- Mozambique's Attorney-General is strengthening his case against alleged traffickers of human organs in Nampula, the regional capital of the country's north. Brazilian missionaries and Nampula residents suspect local police officers of organising the illegal trade, which may have cost several lives.
The Head Office of the Attorney-General in Maputo is looking into several cases of alleged trafficking in human organs in Mozambique. In Nampula, the research of Attorney-General Joaquim Madeira is slowly yielding results.
The investigation was provoked by reports from local human rights groups and the Brazilian Mission in Nampula, reporting of local children that were missing vital body organs.
The population of Nampula accuses the local police of complicity with the traffickers by failing to investigate suspicious deaths among local children, the Portuguese broadcaster 'RDP África' reports from northern Mozambique. Police officers "simply order the burying of corpses without ordering any autopsy or inquiry and without any legal proceedings," unnamed sources told 'RDP'.

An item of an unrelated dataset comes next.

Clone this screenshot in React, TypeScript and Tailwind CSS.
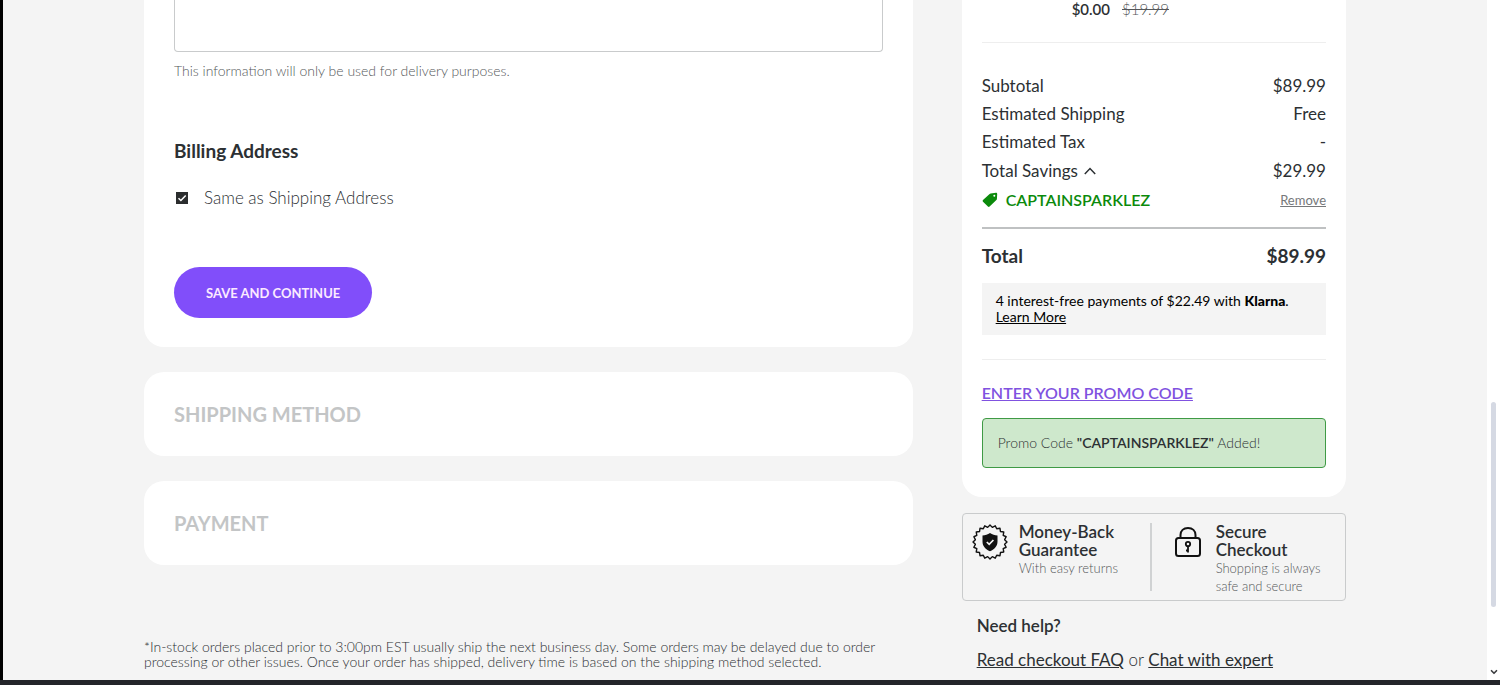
import React from 'react';
import { ChevronDown } from 'lucide-react';

const ORDER_LINES = [
  { label: 'Subtotal', value: '$89.99' },
  { label: 'Estimated Shipping', value: 'Free' },
  { label: 'Estimated Tax', value: '-' },
];

// Saw-toothed outline of the guarantee badge
const sealPoints = (teeth: number, outer: number, inner: number) => {
  const points: string[] = [];
  for (let i = 0; i < teeth * 2; i++) {
    const radius = i % 2 === 0 ? outer : inner;
    const angle = (Math.PI * i) / teeth - Math.PI / 2;
    points.push(`${(18 + radius * Math.cos(angle)).toFixed(2)},${(18 + radius * Math.sin(angle)).toFixed(2)}`);
  }
  return points.join(' ');
};

const SealIcon = () => (
  <svg viewBox="0 0 36 36" className="w-9 h-9" fill="none" aria-hidden="true">
    <polygon points={sealPoints(20, 17, 14.8)} stroke="#111" strokeWidth="1.4" strokeLinejoin="round" />
    <path d="M18 9c2.3 1.700 4.800 2.300 7.500 2.500v6c0 4.500-2.800 7.800-7.500 9.800-4.700-2-7.500-5.300-7.500-9.800v-6c2.700-.2 5.200-.8 7.500-2.500z" fill="#111" />
    <path d="M14.8 18l2.4 2.4 4.200-4.400" stroke="#f4f4f4" strokeWidth="1.7" />
  </svg>
);

const LockIcon = () => (
  <svg viewBox="0 0 28 32" className="w-7 h-8" fill="none" stroke="#111" strokeWidth="2" aria-hidden="true">
    <rect x="2" y="12" width="24" height="18" rx="2.5" />
    <path d="M6.500 12V9c0-4.300 3-7 7.500-7s7.500 2.700 7.500 7v3" />
    <circle cx="14" cy="18" r="2.2" strokeWidth="1.8" />
    <path d="M14 20v6.500M14 24.500h-2" strokeWidth="1.8" />
  </svg>
);

const TagIcon = () => (
  <svg viewBox="0 0 16 16" className="w-4 h-4 shrink-0" aria-hidden="true">
    <path d="M8.600 1.400L14 .8c.7 0 1.200.5 1.200 1.200l-.3 5c0 .4-.2.700-.5 1L7.600 14.600c-.5.5-1.200.5-1.700 0L1 9.800c-.5-.5-.5-1.200 0-1.700l6.600-6.200c.3-.3.6-.5 1-.5z" fill="#0b8a0b" />
    <circle cx="12.3" cy="3.8" r="1" fill="#fff" />
  </svg>
);

const CollapsedStep = ({ title }: { title: string }) => (
  <section className="mt-[25px] flex h-[84px] items-center rounded-[20px] bg-white px-[30px]">
    <h2 className="text-[20px] leading-7 font-bold text-[#c3c5c6]">{title}</h2>
  </section>
);

const DeliveryForm = () => (
  <div>
    <section className="rounded-b-[20px] bg-white px-[30px] pb-[29px]">
      <textarea
        aria-label="Delivery information"
        className="block h-[52px] w-full resize-none rounded-b border border-t-0 border-[#c9cbcc] bg-white outline-none"
      />
      <p className="mt-[9px] text-[14px] leading-5 font-light text-[#55585a]">
        This information will only be used for delivery purposes.
      </p>
      <h2 className="mt-14 text-[19px] leading-7 font-bold text-[#2c3033]">Billing Address</h2>
      <label className="mt-[21px] flex items-center gap-4 text-[17px] leading-6 font-light text-[#2c3033]">
        <span className="ml-0.5 grid h-3 w-3">
          <input type="checkbox" defaultChecked className="col-start-1 row-start-1 h-3 w-3 appearance-none bg-[#2b2d2e]" />
          <svg viewBox="0 0 12 12" className="pointer-events-none col-start-1 row-start-1 h-3 w-3" fill="none" aria-hidden="true">
            <path d="M2.500 6.200l2.400 2.300 4.800-5" stroke="#fff" strokeWidth="1.5" />
          </svg>
        </span>
        Same as Shipping Address
      </label>
      <button className="mt-[57px] block h-[51px] rounded-full bg-[#814efa] px-8 text-[13px] leading-5 font-bold text-[#fbeaff]">
        SAVE AND CONTINUE
      </button>
    </section>

    <CollapsedStep title="SHIPPING METHOD" />
    <CollapsedStep title="PAYMENT" />

    <p className="mt-[74px] text-[14px] leading-[15px] font-light text-[#2c3033]">
      *In-stock orders placed prior to 3:00pm EST usually ship the next business day. Some orders may be delayed due to order
      <br />
      processing or other issues. Once your order has shipped, delivery time is based on the shipping method selected.
    </p>
  </div>
);

const OrderSummary = () => (
  <section className="rounded-b-[20px] bg-white px-5 pb-[29px]">
    <div className="flex h-[42px] gap-3 pl-[90px] text-[15px] leading-[18px]">
      <span className="font-semibold text-[#2c3033]">$0.00</span>
      <s className="font-light text-[#55585a]">$19.99</s>
    </div>
    <hr className="border-[#eeeeee]" />

    <dl className="mt-[29px] text-[17px] leading-7 text-[#2c3033]">
      {ORDER_LINES.map(line => (
        <div key={line.label} className="flex justify-between">
          <dt>{line.label}</dt>
          <dd>{line.value}</dd>
        </div>
      ))}
      <div className="flex justify-between leading-[30px]">
        <dt>
          <button className="flex items-center gap-1.5">
            Total Savings
            <svg viewBox="0 0 12 8" className="h-2 w-3" fill="none" stroke="#2c3033" strokeWidth="1.5" aria-hidden="true">
              <path d="M.8 7L6 1.500 11.200 7" />
            </svg>
          </button>
        </dt>
        <dd>$29.99</dd>
      </div>
      <div className="flex items-center justify-between">
        <dt className="flex items-center gap-2 text-[16px] leading-7 font-semibold text-[#0b8a0b]">
          <TagIcon />
          CAPTAINSPARKLEZ
        </dt>
        <dd className="flex">
          <button className="text-[13px] leading-5 text-[#76787a] underline">Remove</button>
        </dd>
      </div>
    </dl>

    <div className="mt-[13px] flex justify-between border-t-2 border-[#bfc1c2] pt-[13px] text-[19px] leading-7 font-bold text-[#2c3033]">
      <span>Total</span>
      <span>$89.99</span>
    </div>

    <div className="mt-[13px] h-[52px] bg-[#f4f4f4] px-[14px] pt-[10px] text-[14px] leading-4 text-black">
      4 interest-free payments of $22.49 with <b className="font-black">Klarna</b>.
      <br />
      <a href="#klarna" className="underline">Learn More</a>
    </div>

    <hr className="mt-6 border-[#eeeeee]" />

    <button className="mt-[21px] block text-[16px] leading-6 font-semibold text-[#8052e0] underline">
      ENTER YOUR PROMO CODE
    </button>
    <p className="mt-[13px] flex h-[50px] items-center rounded border border-[#3f9a45] bg-[#cee8cc] px-[15px] text-[14px] leading-5 font-light text-[#2c3033]">
      <span>Promo Code <b className="font-semibold">"CAPTAINSPARKLEZ"</b> Added!</span>
    </p>
  </section>
);

const TrustBadges = () => (
  <section className="mt-4 flex h-[88px] rounded border border-[#c9cbcc] py-[9px] pl-[9px]">
    <div className="flex w-[180px] shrink-0 gap-[11px] border-r-2 border-[#d0d2d3]">
      <span className="flex h-[38px] shrink-0 items-center"><SealIcon /></span>
      <div>
        <h3 className="text-[17px] leading-[18px] font-semibold text-[#2c3033]">Money-Back<br />Guarantee</h3>
        <p className="text-[13px] leading-[18px] font-light text-[#55585a]">With easy returns</p>
      </div>
    </div>
    <div className="flex flex-1 gap-[14px] pl-[22px]">
      <span className="flex h-[38px] shrink-0 items-center"><LockIcon /></span>
      <div>
        <h3 className="text-[17px] leading-[18px] font-semibold text-[#2c3033]">Secure<br />Checkout</h3>
        <p className="text-[13px] leading-[18px] font-light text-[#55585a]">Shopping is always<br />safe and secure</p>
      </div>
    </div>
  </section>
);

const HelpLinks = () => (
  <section className="mt-[13px] px-[15px] text-[17px] leading-6 text-[#2c3033]">
    <h3 className="font-semibold">Need help?</h3>
    <p className="mt-[10px] pb-2 font-light">
      <a href="#faq" className="font-normal underline">Read checkout FAQ</a> or{' '}
      <a href="#chat" className="font-normal underline">Chat with expert</a>
    </p>
  </section>
);

const ScrollTrack = () => (
  <div className="flex w-[13px] shrink-0 flex-col items-center bg-white" aria-hidden="true">
    <div className="flex-[402]" />
    <div className="w-[5px] flex-[205] rounded-full bg-[#d5d9e3]" />
    <div className="flex-[59]" />
    <ChevronDown className="mb-0.5 h-3 w-2.5 text-[#3c3e40]" strokeWidth={4} />
  </div>
);

export default function App() {
  return (
    <div className="flex min-h-screen flex-col bg-[#f4f4f4] font-['Lato',sans-serif]">
      <div className="flex flex-1 border-l-3 border-black">
        <main className="flex-1 px-6">
          <div className="mx-auto grid max-w-[1202px] grid-cols-[2fr_1fr] gap-[49px]">
            <DeliveryForm />
            <aside>
              <OrderSummary />
              <TrustBadges />
              <HelpLinks />
            </aside>
          </div>
        </main>
        <ScrollTrack />
      </div>
      <footer className="h-[5px] bg-[#23252a]" />
    </div>
  );
}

According to the Brazilian Mission in Nampula, there is definitively going on an organised traffic in human body organs in the region. The missionaries care for numerous poor children and orphans and have observed victims of organ removals among them. Several children were believed to have died as a result of this, the Mission believed.
Attorney-General Madeira has now ordered the exhumation of several human bodies in suspected cases of illegal organ trafficking. The Office's Health Department is to establish whether a crime has happened.
Also Abdul Rasak, governor of the city of Nampula, is assuring that the allegations are taken seriously. Human organ trafficking is "given all the attention necessary," he told the press in Nampula, reports 'Público'. The city council had ordered investigations already three month ago.
The government of Mozambique already in year 2000 acknowledged the existence of trafficking in human organs in the country. Investigations so far have established that trafficking in Mozambique mostly is organised by Southern African crime rings. Most of the organs - kidneys and corneas - are trafficked for the purpose of transplants, although trafficking of organs for witchcraft purposes also exists.
Cases of trafficking of human organs so far mostly have been defined to the southern part of Mozambique, where the criminal groups involved are usually known to kill specifically for the purpose of extracting organs.
The main market for these groups is in neighbouring South Africa, whose government recently promised to strengthen its efforts against the deadly trade.
South African Health Minister Manto Tshabalala Msimang last month told the press she was "deeply shocked" by the quantity of organ trafficking taking place in South Africa and the region. Ms Tshabalala Msimang reminded South Africans that trafficking in human tissue - or charging money in any way to acquire or supply human tissue - from a dead or living person was illegal.